2017年07月07日
北海道機船漁業協同組合連合会 原口聖二
[南クリールの先行発展特区ТОРへの投資の根拠は色丹島“アストロブノイ”]
2017年7月5日設立が決定された南クリールの先行発展特区“ТОР”(Территории Опережающего Развития)の根拠は、色丹島の漁業コンビナート”アストロブノイ”(Островной)だとサハリン一般紙(WEB)が伝えた。
”アストロブノイ”への投資プロジェクト計画は約50億ルーブルとされている。
プロジェクトは、冷凍・冷蔵水産物、缶詰、食品の生産・物流のための複合体の建設で、製品は、ロシア国内市場ばかりでなく日本、中国、韓国等のアジア太平洋諸国へ向ける計画となっており、島内で1,000人の雇用創出を見込んでいる。
また、プロジェクトは3段階で展開され、第1段階は今年2017年、護岸工事、管理棟、寮の修復、第2段階は来年2018年、新たな缶詰工場の建設と加工プラント、ラインの設置、1万5,000トンの処理冷蔵庫、管理棟の建設となっている。
更に、最終段階となる2019年には、マダラ、太平洋サケマス等を対象とするロボット化された高次加工設備の導入を計画としている。

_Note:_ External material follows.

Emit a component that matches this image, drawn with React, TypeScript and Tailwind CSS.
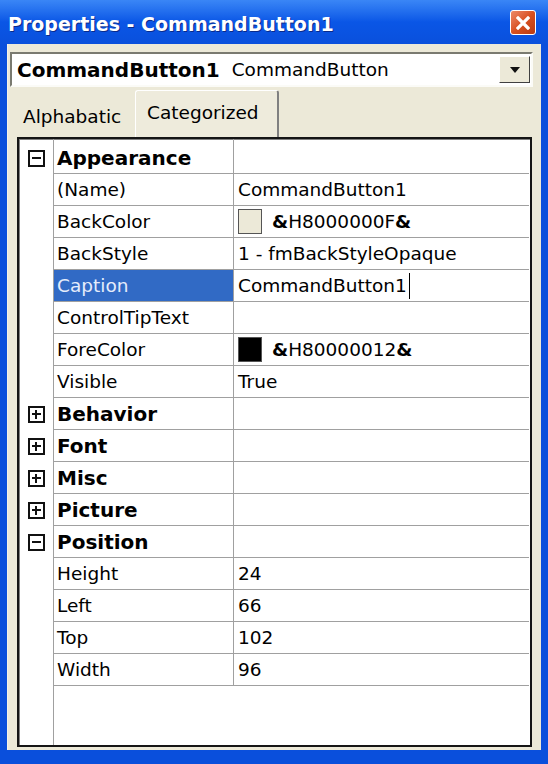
import { ReactNode } from 'react';

const font = "font-['DejaVu_Sans',sans-serif]";

const ExpandBox = ({ open }: { open: boolean }) => (
	<div className="relative h-[17px] w-[17px] border-2 border-[#111] bg-white">
		<div className="absolute left-[2px] top-[5.5px] h-[2px] w-[9px] bg-[#111]" />
		{open ? null : <div className="absolute left-[5.5px] top-[2px] h-[9px] w-[2px] bg-[#111]" />}
	</div>
);

const Swatch = ({ color }: { color: string }) => (
	<div className={`mr-[10px] h-[25px] w-[24px] border border-[#555] ${color}`} />
);

type RowProps = {
	label: string;
	value?: ReactNode;
	category?: 'open' | 'closed';
	selected?: boolean;
};

const Row = ({ label, value, category, selected }: RowProps) => (
	<div className="flex h-[32px]">
		<div className="flex w-[35px] shrink-0 items-center justify-center border-r border-[#a0a0a0]">
			{category ? <ExpandBox open={category === 'open'} /> : null}
		</div>
		<div
			className={`flex w-[180px] shrink-0 items-center border-r border-b border-[#a0a0a0] pl-[3px] ${
				selected ? 'bg-[#316ac5] text-[#e4ecfb]' : ''
			} ${category ? 'text-[20px] font-bold' : ''}`}
		>
			{label}
		</div>
		<div className="flex w-[295px] shrink-0 items-center border-b border-[#a0a0a0] pl-[4px]">{value}</div>
	</div>
);

export default function App() {
	return (
		<div className={`flex h-[764px] w-[548px] flex-col bg-[#0a4fdc] text-[18.5px] text-black ${font}`}>
			<div className="flex h-[44px] shrink-0 items-center justify-between bg-gradient-to-b from-[#3a86f6] via-[#0a56e6] to-[#0a50dc] pr-[12px] pl-[8px] pt-[5px]">
				<span className="text-[19px] font-bold text-white [text-shadow:1px_1px_0_#0a2a8a]">
					Properties - CommandButton1
				</span>
				<div className="mb-[4px] flex h-[25px] w-[26px] items-center justify-center rounded-[3px] border border-white bg-gradient-to-br from-[#ec8a68] via-[#d9501f] to-[#b83a12]">
					<svg width="14" height="14" viewBox="0 0 14 14">
						<path d="M2 2 L12 12 M12 2 L2 12" stroke="white" strokeWidth="3.2" strokeLinecap="square" />
					</svg>
				</div>
			</div>

			<div className="mx-[7px] mb-[14px] flex flex-1 flex-col border-l border-[#f4f2e8] bg-[#ece9d8]">
				<div className="mt-[8px] ml-[2px] mr-[8px] flex h-[35px] items-center border-2 border-t-[#7a7a70] border-l-[#7a7a70] border-r-[#fbfbf7] border-b-[#fbfbf7] bg-white pr-[1px]">
					<div className="flex flex-1 items-center pl-[5px]">
						<span className="text-[20px] font-bold">CommandButton1</span>
						<span className="ml-[12px]">CommandButton</span>
					</div>
					<div className="flex h-[27px] w-[31px] items-center justify-center border border-t-[#fff] border-l-[#fff] border-r-[#404040] border-b-[#404040] bg-[#ece9d8]">
						<svg width="10" height="6" viewBox="0 0 10 6">
							<path d="M0 0 H10 L5 6 Z" fill="#111" />
						</svg>
					</div>
				</div>

				<div className="mt-[3px] flex h-[47px] items-end pl-[9px]">
					<div className="flex h-[41px] w-[118px] items-center pl-[6px]">Alphabatic</div>
					<div className="flex h-[47px] w-[144px] items-center rounded-t-[3px] border-t border-l border-r-2 border-t-white border-l-white border-r-[#808080] bg-[#eeebdc] pl-[11px] pb-[2px]">
						Categorized
					</div>
				</div>

				<div className="mb-[3px] ml-[9px] mr-[9px] flex flex-1 flex-col border-2 border-[#151515] bg-white shadow-[inset_1px_1px_0_#808080]">
					<div className="flex h-[3px]">
						<div className="w-[35px] border-r border-[#a0a0a0]" />
						<div className="w-[180px] border-r border-[#a0a0a0]" />
					</div>
					<Row label="Appearance" category="open" />
					<Row label="(Name)" value="CommandButton1" />
					<Row
						label="BackColor"
						value={
							<>
								<Swatch color="bg-[#ece9d8]" />
								<span className="font-bold">&amp;</span>H8000000F<span className="font-bold">&amp;</span>
							</>
						}
					/>
					<Row label="BackStyle" value="1 - fmBackStyleOpaque" />
					<Row
						label="Caption"
						selected
						value={
							<>
								CommandButton1
								<span className="ml-[2px] h-[26px] w-[1px] bg-black" />
							</>
						}
					/>
					<Row label="ControlTipText" />
					<Row
						label="ForeColor"
						value={
							<>
								<Swatch color="bg-black" />
								<span className="font-bold">&amp;</span>H80000012<span className="font-bold">&amp;</span>
							</>
						}
					/>
					<Row label="Visible" value="True" />
					<Row label="Behavior" category="closed" />
					<Row label="Font" category="closed" />
					<Row label="Misc" category="closed" />
					<Row label="Picture" category="closed" />
					<Row label="Position" category="open" />
					<Row label="Height" value="24" />
					<Row label="Left" value="66" />
					<Row label="Top" value="102" />
					<Row label="Width" value="96" />
					<div className="flex flex-1">
						<div className="w-[35px] border-r border-[#a0a0a0]" />
					</div>
				</div>
			</div>
		</div>
	);
}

なお、ロシア極東発展省は、この“ТОР”は、“2016年から2025年までのクリール列島社会経済発展計画”の枠組みによるものだと指摘している。
2017年07月07日
北海道新聞【ユジノサハリンスク則定隆史】
[北方四島に税制優遇特区 日ロ共同経済活動に影響も]
ロシアのトルトネフ副首相は6日、南クリール(北方領土)にロシア政府の新型特区「先行発展区」を指定することを決定したと述べた。タス通信が伝えた。特区に指定する具体的な場所は明らかにしていないが、北方四島での共同経済活動の具体化に向けた今後の日ロ交渉に影響を与える可能性もある。

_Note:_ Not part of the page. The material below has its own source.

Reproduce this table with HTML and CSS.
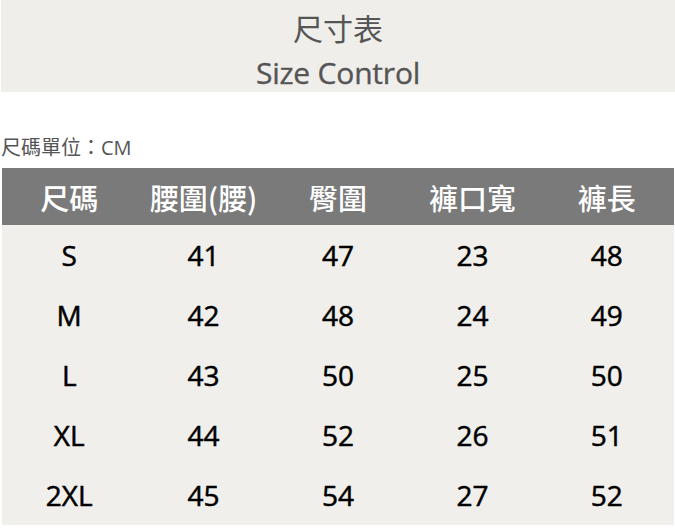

先行発展区は、極東開発の推進に向けたロシア政府の目玉政策の一つで、国内外からの進出企業に税制優遇などを認める制度。
タス通信によると、トルトネフ氏は特区設置に向け「1週間以内に連邦政府に書類を提出する用意がある」と述べ、ロシア企業が水産加工に5億ルーブル(約9億4千万円)を投資する計画があることを明らかにした。

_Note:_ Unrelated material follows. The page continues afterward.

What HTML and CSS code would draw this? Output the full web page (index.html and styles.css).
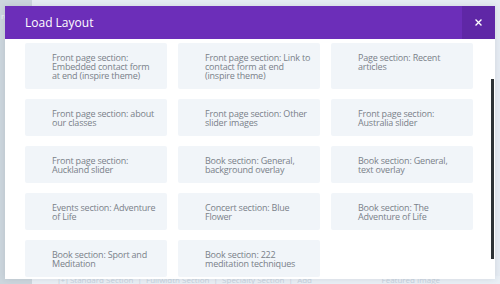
FILE: index.html
```html
<!DOCTYPE html>
<html>
<head>
<meta charset="utf-8">
<link rel="stylesheet" href="styles.css">
</head>
<body>
<div class="backdrop">
  <div class="side"><span class="side-text">rd</span></div>
  <div class="main">
    <div class="main-top"></div>
    <div class="main-bottom">
      <span class="faint">[+] Standard Section &nbsp;|&nbsp; Fullwidth Section &nbsp;|&nbsp; Specialty Section &nbsp;|&nbsp; Add</span>
      <span class="faint feat">Featured Image</span>
    </div>
  </div>
</div>
<div class="modal">
  <div class="modal-header">
    <h1 class="modal-title">Load Layout</h1>
    <button class="modal-close" aria-label="Close">
      <svg width="7" height="7" viewBox="0 0 7 7"><path d="M1 1L6 6M6 1L1 6" stroke="#fff" stroke-width="1.3" stroke-linecap="square"/></svg>
    </button>
  </div>
  <div class="modal-body">
    <div class="grid">
      <div class="card">Front page section: Embedded contact form at end (inspire theme)</div>
      <div class="card">Front page section: Link to contact form at end (inspire theme)</div>
      <div class="card">Page section: Recent articles</div>
      <div class="card">Front page section: about our classes</div>
      <div class="card">Front page section: Other slider images</div>
      <div class="card">Front page section: Australia slider</div>
      <div class="card">Front page section: Auckland slider</div>
      <div class="card">Book section: General, background overlay</div>
      <div class="card">Book section: General, text overlay</div>
      <div class="card">Events section: Adventure of Life</div>
      <div class="card">Concert section: Blue Flower</div>
      <div class="card">Book section: The Adventure of Life</div>
      <div class="card">Book section: Sport and Meditation</div>
      <div class="card">Book section: 222 meditation techniques</div>
    </div>
    <div class="scrollbar"></div>
  </div>
</div>
</body>
</html>
```
FILE: styles.css
```css
* { box-sizing: border-box; }
html, body { margin: 0; padding: 0; }
body {
  width: 500px;
  height: 284px;
  overflow: hidden;
  position: relative;
  font-family: "Open Sans", "Liberation Sans", sans-serif;
}
.backdrop {
  display: flex;
  width: 500px;
  height: 284px;
  background: #e3e9ef;
}
.side {
  width: 32px;
  background: #ccd6dd;
  color: #f4f7f9;
  font-size: 8px;
  padding: 10px 0 0 1px;
}
.main {
  flex: 1;
  display: flex;
  flex-direction: column;
  background: #e6ecf3;
}
.main-top { flex: 1; }
.main-bottom {
  height: 8px;
  display: flex;
  justify-content: space-between;
  padding: 0 60px 0 26px;
  font-size: 8px;
  line-height: 8px;
  background: #e9eff5;
}
.faint { color: #c6d2dd; }
.modal {
  position: absolute;
  top: 6px;
  left: 5px;
  width: 490px;
  height: 273px;
  background: #fff;
  box-shadow: 0 0 6px rgba(40, 50, 70, 0.12);
  display: flex;
  flex-direction: column;
  overflow: hidden;
}
.modal-header {
  height: 33px;
  background: #6c2eb9;
  display: flex;
  align-items: center;
  justify-content: space-between;
  flex-shrink: 0;
}
.modal-title {
  margin: 0 0 0 20px;
  color: #fff;
  font-size: 12px;
  font-weight: 400;
  line-height: 14px;
}
.modal-close {
  width: 33px;
  height: 33px;
  border: 0;
  padding: 0;
  background: #5f27a6;
  display: flex;
  align-items: center;
  justify-content: center;
}
.modal-body {
  position: relative;
  flex: 1;
  overflow: hidden;
}
.grid {
  display: grid;
  grid-template-columns: repeat(3, 142px);
  column-gap: 11px;
  row-gap: 10px;
  padding: 4px 0 0 20px;
}
.card {
  background: #f1f5f9;
  border-radius: 2px;
  padding: 10px 8px 9px 27px;
  color: #7a8189;
  font-size: 9px;
  line-height: 9px;
  letter-spacing: -0.2px;
  min-height: 37px;
}
.scrollbar {
  position: absolute;
  right: 1px;
  top: 40px;
  width: 3px;
  height: 180px;
  background: #2e3336;
}
```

トルトネフ氏は昨年12月、日ロ両政府が北方四島での共同経済活動の検討開始で合意したことを踏まえ、四島での特区指定を当面延期する考えを示していた。今回の発言は7日に予定されている日ロ首脳会談を前に、日本側に共同経済活動を巡る協議の進展を急がせ、ロシア側に有利な条件を引き出す狙いがあるとみられる。